YOUR OBJECTIVE:
Identify the lines that contain the word "this" and copy each one.

RECORDS TO PROCESS:
+++++

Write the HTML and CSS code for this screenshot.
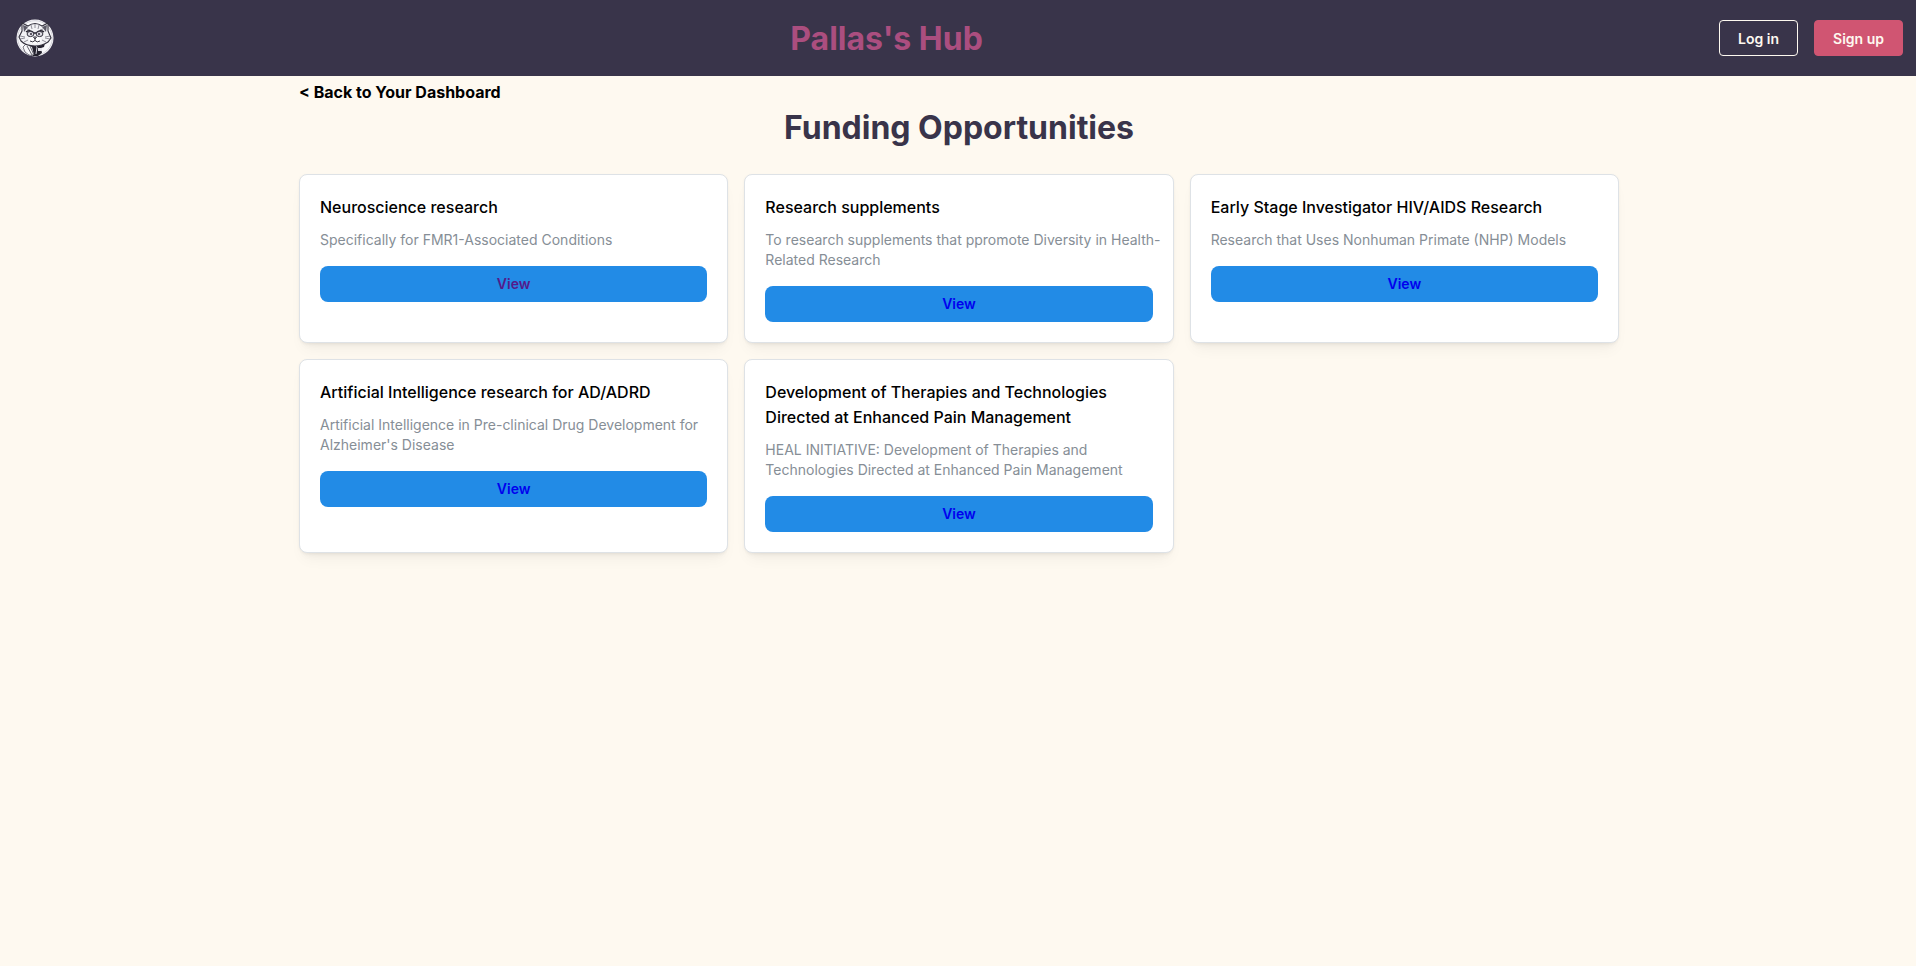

+++++

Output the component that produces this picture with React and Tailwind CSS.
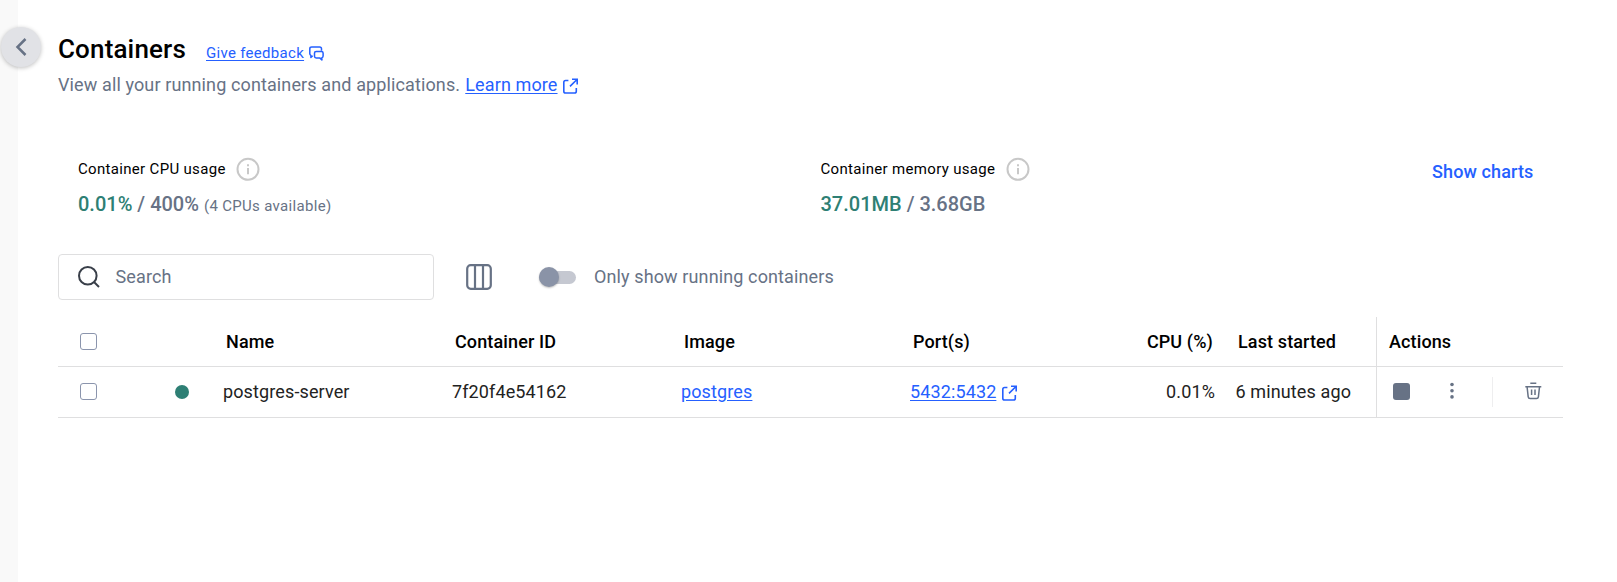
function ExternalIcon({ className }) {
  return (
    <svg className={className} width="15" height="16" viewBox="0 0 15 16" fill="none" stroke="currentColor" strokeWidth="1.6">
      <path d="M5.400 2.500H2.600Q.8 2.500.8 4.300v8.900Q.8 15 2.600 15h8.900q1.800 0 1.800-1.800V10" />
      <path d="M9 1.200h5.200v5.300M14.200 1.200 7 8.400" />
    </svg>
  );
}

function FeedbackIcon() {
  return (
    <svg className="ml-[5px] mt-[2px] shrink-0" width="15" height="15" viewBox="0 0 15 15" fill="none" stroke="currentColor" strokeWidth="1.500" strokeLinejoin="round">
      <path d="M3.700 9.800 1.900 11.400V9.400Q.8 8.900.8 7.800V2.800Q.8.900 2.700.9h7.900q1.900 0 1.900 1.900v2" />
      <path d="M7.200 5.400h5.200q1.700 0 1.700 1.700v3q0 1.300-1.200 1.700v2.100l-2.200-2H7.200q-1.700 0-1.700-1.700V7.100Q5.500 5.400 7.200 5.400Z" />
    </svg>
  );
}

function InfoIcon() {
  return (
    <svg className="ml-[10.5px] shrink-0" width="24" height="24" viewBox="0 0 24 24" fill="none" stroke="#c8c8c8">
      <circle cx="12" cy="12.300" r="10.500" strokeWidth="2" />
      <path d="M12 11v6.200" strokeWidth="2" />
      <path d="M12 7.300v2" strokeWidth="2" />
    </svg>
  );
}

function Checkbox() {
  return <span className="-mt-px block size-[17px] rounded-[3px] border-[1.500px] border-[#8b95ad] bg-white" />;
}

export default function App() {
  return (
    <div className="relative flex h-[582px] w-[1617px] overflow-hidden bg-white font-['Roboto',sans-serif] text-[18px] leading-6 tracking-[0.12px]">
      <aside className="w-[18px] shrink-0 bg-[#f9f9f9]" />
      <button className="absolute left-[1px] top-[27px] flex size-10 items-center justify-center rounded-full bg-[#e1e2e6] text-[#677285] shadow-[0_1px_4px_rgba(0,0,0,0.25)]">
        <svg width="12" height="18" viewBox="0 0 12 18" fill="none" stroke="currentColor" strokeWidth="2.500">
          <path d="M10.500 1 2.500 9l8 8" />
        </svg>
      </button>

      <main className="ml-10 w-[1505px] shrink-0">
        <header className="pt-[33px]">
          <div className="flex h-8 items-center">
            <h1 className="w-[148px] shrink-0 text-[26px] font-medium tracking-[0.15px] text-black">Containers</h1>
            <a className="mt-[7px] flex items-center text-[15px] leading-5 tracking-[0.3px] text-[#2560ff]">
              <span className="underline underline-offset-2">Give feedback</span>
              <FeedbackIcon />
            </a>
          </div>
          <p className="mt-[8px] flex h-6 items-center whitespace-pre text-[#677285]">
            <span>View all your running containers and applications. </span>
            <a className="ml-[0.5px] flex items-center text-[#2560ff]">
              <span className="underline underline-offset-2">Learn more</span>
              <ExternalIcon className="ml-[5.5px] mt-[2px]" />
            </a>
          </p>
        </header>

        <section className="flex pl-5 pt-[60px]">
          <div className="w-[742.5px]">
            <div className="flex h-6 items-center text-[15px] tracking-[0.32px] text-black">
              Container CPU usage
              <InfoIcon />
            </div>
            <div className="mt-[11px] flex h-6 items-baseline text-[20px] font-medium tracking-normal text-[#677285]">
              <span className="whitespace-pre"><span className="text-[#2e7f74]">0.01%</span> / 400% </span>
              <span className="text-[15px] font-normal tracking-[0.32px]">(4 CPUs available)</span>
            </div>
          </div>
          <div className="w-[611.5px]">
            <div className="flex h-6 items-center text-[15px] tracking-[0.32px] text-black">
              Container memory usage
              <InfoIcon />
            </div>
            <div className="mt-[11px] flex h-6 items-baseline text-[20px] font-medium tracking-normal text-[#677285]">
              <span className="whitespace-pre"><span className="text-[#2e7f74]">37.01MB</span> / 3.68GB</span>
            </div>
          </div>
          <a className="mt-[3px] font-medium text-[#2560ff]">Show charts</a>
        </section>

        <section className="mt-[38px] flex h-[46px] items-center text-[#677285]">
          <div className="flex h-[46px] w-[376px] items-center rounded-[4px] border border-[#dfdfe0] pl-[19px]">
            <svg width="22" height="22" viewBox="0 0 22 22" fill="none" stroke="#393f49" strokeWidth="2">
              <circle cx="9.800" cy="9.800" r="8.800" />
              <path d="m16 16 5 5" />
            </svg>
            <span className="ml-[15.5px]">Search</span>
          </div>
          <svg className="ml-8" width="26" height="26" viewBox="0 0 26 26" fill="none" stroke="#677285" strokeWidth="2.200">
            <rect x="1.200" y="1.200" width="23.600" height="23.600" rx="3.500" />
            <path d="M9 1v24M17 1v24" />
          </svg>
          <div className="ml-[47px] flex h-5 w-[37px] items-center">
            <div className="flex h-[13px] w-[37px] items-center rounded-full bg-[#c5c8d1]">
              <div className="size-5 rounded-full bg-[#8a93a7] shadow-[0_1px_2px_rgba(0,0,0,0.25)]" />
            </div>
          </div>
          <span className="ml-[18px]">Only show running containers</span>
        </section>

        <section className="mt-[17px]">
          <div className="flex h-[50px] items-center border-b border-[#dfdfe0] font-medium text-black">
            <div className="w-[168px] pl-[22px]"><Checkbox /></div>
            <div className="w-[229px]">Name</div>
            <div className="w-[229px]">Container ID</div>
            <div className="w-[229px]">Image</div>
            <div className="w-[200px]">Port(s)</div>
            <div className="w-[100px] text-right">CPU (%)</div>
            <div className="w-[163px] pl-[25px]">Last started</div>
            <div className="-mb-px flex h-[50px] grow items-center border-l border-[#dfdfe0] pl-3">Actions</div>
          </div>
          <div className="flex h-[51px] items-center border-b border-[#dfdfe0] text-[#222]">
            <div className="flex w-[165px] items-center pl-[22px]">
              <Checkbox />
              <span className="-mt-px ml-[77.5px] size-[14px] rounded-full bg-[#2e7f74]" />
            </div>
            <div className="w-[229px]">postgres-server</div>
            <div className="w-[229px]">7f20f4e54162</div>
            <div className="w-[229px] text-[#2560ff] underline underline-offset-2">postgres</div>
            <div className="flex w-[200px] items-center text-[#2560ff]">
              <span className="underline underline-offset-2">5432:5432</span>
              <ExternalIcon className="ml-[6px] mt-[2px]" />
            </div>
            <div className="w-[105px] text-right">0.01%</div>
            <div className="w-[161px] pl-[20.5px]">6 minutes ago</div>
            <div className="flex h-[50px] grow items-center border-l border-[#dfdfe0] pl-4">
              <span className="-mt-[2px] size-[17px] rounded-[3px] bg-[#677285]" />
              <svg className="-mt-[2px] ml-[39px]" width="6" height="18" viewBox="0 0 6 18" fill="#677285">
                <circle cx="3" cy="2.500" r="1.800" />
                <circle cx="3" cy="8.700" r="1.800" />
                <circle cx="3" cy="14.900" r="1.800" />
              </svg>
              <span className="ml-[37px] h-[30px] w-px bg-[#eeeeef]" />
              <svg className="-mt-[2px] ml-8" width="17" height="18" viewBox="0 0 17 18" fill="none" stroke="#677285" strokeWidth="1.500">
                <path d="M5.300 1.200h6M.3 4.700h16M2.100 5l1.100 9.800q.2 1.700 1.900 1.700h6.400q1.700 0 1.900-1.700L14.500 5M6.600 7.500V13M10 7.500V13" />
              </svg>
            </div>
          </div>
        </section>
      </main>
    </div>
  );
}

+++++

TASK SOLUTION:
Write the HTML and CSS code for this screenshot.
Output the component that produces this picture with React and Tailwind CSS.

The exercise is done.